AIM OF THE EXERCISE: Pictures are excluded. Copy exactly, and only, the lines from the one containing "Give me the React, TypeScript" through the one containing "const [amount, setAmount]", both ends included.

DATA IN THIS EXERCISE:
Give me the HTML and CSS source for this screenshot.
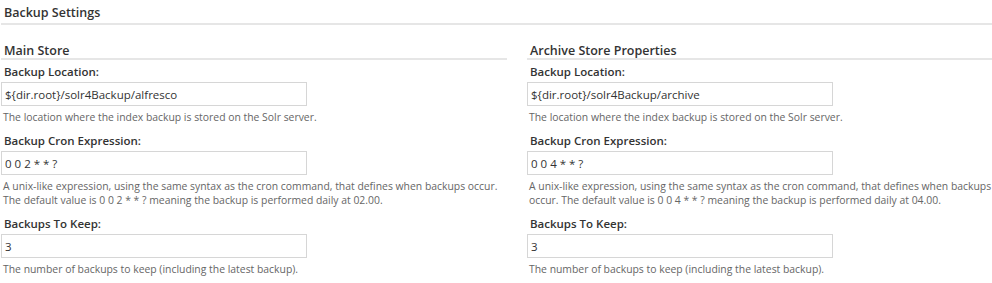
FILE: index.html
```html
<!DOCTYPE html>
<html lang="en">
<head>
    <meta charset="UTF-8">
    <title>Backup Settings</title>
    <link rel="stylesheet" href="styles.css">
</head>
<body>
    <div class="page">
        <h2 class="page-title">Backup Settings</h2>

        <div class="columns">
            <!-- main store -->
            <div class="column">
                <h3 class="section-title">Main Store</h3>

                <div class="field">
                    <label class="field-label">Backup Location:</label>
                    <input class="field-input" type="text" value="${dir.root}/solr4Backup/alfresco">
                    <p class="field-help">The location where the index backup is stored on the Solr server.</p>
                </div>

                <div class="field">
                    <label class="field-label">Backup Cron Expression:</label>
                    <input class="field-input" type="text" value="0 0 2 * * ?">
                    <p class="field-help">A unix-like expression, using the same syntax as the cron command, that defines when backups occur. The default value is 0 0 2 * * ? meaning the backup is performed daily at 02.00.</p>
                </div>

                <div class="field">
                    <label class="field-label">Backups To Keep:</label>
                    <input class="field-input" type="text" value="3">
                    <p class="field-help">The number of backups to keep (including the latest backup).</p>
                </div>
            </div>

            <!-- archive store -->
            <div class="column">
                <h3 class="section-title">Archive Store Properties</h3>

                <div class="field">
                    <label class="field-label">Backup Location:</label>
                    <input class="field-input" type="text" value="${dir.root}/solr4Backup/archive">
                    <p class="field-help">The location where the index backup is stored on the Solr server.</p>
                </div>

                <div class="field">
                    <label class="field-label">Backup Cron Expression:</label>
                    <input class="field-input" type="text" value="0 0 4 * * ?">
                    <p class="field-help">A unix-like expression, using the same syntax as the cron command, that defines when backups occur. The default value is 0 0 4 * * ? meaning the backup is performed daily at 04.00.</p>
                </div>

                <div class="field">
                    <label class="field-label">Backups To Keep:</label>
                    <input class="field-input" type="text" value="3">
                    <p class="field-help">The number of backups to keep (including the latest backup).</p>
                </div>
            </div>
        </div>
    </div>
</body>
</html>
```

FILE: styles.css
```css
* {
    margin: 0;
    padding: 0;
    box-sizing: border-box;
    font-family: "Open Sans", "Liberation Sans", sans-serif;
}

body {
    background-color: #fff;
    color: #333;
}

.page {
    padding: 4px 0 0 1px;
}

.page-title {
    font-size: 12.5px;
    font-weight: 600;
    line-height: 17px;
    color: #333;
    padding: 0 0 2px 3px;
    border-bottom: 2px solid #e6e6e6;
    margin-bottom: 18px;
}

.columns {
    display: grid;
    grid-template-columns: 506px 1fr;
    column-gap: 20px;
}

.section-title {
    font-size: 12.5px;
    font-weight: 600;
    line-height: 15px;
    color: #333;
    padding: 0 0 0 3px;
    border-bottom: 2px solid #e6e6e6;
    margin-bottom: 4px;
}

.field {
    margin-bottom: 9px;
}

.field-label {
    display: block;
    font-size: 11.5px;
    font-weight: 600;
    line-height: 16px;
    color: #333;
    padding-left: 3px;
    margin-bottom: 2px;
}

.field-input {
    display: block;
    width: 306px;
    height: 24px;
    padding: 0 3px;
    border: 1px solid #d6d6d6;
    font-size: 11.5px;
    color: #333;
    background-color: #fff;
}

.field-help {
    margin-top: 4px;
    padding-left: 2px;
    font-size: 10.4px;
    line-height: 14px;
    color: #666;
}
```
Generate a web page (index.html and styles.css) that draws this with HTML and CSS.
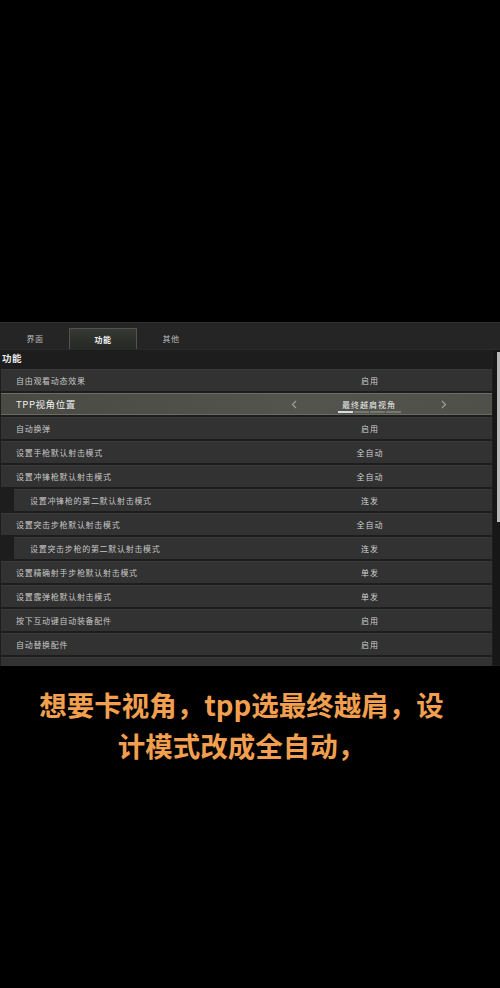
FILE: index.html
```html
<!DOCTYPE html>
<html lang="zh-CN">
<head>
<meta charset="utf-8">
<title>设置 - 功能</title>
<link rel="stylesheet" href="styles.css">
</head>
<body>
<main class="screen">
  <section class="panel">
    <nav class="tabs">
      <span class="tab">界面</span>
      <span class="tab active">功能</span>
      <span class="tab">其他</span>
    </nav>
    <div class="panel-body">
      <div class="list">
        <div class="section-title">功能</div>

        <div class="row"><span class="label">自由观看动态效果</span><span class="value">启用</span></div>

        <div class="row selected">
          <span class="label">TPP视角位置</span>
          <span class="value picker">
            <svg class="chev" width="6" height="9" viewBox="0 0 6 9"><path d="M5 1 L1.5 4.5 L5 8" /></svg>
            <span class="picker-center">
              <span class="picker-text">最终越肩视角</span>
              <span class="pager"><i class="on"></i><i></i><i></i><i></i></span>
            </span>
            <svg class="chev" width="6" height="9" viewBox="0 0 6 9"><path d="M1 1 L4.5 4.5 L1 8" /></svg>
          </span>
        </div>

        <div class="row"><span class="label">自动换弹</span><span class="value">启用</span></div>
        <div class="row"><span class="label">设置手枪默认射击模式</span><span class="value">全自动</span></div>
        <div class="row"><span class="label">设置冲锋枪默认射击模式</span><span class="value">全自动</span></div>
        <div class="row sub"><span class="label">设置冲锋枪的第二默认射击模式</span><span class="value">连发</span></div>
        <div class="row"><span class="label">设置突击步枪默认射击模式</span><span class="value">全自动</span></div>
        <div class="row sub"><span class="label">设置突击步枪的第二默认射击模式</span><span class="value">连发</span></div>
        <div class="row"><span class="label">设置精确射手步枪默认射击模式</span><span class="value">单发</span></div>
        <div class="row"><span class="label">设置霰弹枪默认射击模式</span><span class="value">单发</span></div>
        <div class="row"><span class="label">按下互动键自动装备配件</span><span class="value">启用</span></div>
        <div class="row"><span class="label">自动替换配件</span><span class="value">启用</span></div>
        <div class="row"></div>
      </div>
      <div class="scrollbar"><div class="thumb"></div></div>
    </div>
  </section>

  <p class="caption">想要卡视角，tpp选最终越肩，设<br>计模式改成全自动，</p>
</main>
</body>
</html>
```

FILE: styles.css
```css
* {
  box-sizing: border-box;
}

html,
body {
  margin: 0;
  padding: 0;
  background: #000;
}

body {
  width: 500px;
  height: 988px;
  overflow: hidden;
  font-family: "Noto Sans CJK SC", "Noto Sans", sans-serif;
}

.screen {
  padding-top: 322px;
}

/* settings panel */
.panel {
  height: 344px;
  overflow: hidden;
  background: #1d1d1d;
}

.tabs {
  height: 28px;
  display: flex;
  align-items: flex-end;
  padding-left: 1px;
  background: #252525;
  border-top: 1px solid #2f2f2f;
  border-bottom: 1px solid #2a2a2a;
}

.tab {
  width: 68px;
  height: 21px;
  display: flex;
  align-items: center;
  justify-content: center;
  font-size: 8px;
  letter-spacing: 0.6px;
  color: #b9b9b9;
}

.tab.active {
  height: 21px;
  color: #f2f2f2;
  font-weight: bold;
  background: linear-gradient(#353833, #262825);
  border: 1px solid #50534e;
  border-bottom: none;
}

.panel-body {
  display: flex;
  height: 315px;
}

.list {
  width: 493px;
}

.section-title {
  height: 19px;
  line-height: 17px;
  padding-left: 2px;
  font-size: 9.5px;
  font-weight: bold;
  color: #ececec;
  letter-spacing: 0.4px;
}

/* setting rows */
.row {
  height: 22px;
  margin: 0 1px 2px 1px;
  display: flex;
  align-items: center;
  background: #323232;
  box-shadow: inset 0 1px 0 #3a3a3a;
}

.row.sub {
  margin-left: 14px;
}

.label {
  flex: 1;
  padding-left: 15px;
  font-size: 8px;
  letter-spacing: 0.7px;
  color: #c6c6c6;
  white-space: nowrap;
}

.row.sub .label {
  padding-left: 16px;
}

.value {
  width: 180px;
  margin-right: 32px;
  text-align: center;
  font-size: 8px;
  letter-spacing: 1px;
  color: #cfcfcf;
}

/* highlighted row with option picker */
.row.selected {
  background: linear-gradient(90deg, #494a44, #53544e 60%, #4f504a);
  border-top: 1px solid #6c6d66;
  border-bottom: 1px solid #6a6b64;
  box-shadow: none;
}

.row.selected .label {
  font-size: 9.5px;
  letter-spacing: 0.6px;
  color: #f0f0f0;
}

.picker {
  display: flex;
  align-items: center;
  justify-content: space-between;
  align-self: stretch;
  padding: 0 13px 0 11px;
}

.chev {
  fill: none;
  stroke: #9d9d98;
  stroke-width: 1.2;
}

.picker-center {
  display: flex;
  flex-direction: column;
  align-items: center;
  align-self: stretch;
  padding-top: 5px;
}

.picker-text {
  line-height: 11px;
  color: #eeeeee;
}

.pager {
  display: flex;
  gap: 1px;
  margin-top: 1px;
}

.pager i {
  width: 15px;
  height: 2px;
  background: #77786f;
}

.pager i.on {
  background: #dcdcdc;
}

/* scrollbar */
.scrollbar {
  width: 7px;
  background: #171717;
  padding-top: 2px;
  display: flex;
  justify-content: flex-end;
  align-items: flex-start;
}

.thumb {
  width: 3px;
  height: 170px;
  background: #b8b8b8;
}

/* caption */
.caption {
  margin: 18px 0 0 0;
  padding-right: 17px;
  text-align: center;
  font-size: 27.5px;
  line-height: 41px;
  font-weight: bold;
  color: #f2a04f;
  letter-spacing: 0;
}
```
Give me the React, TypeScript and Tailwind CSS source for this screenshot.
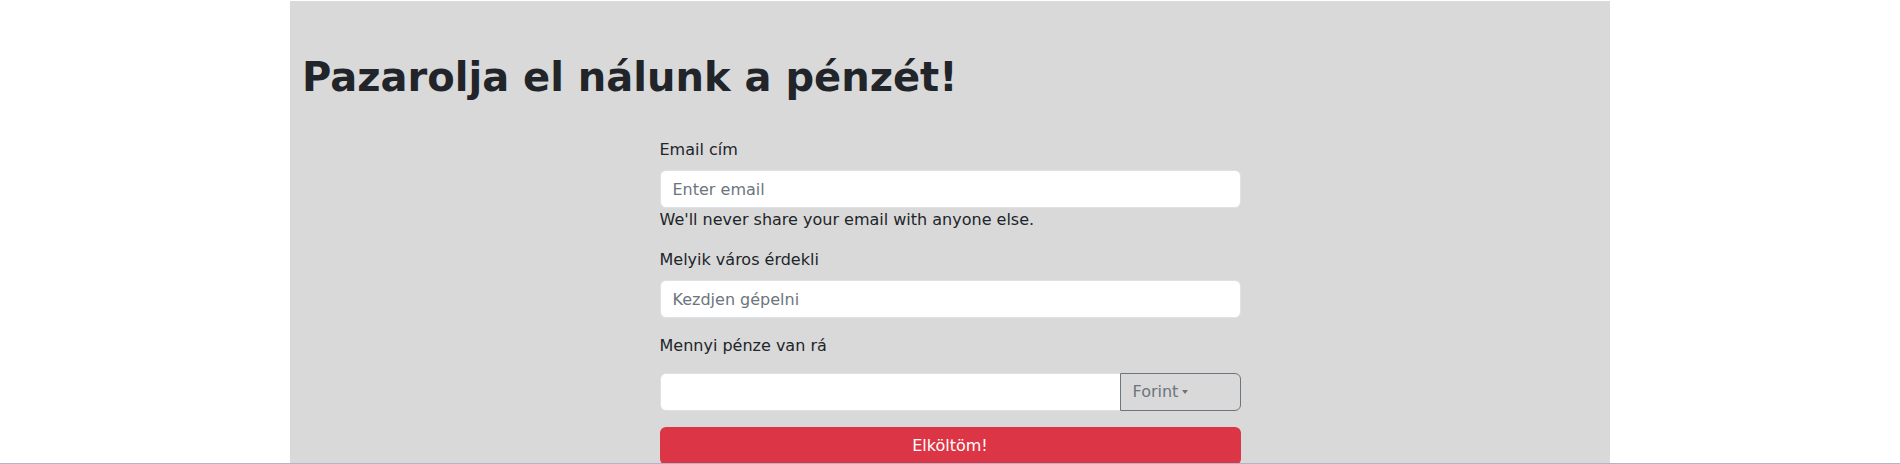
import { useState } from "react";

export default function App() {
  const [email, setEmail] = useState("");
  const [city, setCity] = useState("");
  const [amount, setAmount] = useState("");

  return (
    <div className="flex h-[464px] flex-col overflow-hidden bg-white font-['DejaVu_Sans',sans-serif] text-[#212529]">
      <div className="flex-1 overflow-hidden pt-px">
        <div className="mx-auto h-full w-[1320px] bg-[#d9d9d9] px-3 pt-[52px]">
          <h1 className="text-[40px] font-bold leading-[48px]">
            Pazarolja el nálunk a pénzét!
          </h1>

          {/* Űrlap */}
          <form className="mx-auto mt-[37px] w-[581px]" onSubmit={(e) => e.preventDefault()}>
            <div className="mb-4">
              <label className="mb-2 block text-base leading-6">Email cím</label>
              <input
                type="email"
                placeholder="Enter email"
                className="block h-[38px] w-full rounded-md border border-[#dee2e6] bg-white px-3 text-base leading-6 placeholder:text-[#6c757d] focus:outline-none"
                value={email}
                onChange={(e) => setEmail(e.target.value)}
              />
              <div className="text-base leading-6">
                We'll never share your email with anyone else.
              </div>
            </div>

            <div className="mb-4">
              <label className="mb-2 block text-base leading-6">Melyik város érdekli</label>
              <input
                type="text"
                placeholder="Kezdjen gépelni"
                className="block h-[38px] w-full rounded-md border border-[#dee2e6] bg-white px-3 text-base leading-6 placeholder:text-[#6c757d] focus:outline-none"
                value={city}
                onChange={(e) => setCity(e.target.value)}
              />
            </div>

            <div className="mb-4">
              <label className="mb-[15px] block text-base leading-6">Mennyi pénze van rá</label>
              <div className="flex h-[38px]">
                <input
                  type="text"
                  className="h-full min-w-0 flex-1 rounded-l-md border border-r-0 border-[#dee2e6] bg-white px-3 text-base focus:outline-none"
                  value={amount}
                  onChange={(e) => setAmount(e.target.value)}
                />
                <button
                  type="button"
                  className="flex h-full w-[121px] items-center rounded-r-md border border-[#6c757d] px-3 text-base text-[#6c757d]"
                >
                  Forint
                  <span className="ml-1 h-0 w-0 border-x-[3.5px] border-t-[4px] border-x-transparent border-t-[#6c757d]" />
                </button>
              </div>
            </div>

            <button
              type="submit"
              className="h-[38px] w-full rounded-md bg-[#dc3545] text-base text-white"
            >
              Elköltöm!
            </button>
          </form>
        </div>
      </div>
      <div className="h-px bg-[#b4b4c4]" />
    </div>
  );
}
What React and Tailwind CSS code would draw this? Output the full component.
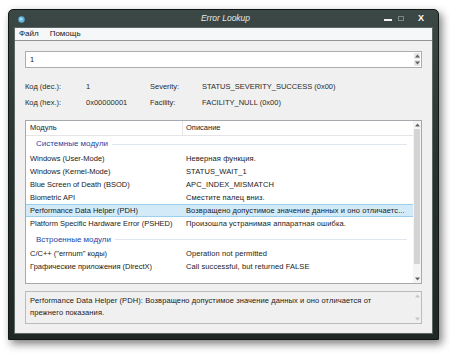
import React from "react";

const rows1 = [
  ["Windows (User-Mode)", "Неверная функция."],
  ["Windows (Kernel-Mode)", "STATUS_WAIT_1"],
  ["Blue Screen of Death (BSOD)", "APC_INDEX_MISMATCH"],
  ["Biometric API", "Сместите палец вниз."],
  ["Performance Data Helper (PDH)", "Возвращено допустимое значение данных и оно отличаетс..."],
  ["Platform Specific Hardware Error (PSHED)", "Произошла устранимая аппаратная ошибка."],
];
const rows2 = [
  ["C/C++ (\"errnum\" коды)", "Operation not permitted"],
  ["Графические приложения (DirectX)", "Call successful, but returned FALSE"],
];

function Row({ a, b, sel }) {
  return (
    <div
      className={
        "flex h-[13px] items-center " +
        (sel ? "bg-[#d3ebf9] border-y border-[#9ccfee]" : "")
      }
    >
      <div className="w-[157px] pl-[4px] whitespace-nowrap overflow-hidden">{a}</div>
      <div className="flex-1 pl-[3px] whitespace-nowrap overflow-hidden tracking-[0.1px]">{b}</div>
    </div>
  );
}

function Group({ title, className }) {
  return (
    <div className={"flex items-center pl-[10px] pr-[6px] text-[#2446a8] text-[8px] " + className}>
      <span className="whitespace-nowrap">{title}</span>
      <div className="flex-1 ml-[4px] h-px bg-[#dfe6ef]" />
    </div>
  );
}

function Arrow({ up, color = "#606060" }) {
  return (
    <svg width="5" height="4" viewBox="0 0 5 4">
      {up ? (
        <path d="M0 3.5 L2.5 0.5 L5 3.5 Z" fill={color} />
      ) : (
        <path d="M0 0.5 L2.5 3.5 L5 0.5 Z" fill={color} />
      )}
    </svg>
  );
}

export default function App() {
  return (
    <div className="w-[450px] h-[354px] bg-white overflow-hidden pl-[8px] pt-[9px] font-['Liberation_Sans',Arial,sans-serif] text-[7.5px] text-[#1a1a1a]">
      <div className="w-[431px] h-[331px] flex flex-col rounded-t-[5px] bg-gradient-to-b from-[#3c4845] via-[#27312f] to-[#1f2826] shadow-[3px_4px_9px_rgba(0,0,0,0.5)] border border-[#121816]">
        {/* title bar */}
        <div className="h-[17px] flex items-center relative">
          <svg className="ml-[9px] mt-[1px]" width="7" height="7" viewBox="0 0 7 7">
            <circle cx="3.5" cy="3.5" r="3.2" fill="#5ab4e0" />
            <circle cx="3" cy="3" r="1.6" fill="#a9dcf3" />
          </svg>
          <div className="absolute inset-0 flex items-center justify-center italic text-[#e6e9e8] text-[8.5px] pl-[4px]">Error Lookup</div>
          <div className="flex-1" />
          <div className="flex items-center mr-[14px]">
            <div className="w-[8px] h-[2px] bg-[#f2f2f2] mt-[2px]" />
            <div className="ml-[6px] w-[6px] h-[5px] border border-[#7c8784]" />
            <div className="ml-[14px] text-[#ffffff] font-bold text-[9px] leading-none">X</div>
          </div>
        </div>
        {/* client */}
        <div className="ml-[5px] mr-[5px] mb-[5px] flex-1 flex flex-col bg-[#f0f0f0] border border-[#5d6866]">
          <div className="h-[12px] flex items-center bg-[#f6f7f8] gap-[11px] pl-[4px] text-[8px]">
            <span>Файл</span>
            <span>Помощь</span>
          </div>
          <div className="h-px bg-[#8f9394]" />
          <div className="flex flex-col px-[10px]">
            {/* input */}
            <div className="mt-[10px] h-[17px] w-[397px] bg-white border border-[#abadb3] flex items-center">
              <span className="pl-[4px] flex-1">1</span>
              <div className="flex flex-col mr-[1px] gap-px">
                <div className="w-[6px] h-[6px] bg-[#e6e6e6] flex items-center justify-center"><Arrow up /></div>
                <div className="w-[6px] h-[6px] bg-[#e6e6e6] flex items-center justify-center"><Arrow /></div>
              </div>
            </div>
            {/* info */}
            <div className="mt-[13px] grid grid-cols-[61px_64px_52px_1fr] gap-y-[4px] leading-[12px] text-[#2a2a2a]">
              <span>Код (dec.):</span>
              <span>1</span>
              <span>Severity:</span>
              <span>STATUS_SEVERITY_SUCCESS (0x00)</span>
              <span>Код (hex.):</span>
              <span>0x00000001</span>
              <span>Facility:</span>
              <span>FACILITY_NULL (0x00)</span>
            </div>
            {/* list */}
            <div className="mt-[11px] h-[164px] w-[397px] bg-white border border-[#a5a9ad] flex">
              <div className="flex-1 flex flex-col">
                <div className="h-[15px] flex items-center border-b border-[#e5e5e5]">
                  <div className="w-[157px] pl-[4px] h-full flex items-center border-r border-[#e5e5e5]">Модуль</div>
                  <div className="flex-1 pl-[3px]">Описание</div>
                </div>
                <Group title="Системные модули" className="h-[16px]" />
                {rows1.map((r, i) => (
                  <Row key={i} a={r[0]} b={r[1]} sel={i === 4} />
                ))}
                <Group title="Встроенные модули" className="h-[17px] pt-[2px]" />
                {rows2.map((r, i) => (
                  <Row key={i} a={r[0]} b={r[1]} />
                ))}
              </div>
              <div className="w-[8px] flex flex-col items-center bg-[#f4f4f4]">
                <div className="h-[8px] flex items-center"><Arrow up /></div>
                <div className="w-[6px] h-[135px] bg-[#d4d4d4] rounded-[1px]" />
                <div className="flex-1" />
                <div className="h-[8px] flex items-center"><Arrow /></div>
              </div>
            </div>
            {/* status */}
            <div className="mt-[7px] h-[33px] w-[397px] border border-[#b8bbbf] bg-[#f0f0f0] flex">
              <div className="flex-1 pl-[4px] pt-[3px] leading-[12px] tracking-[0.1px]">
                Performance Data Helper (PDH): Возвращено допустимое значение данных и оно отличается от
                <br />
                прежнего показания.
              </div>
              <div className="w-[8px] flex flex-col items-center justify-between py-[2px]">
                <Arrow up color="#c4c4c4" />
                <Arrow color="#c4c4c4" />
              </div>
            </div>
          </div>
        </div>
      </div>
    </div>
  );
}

FINISHED EXERCISE:
Give me the React, TypeScript and Tailwind CSS source for this screenshot.
import { useState } from "react";

export default function App() {
  const [email, setEmail] = useState("");
  const [city, setCity] = useState("");
  const [amount, setAmount] = useState("");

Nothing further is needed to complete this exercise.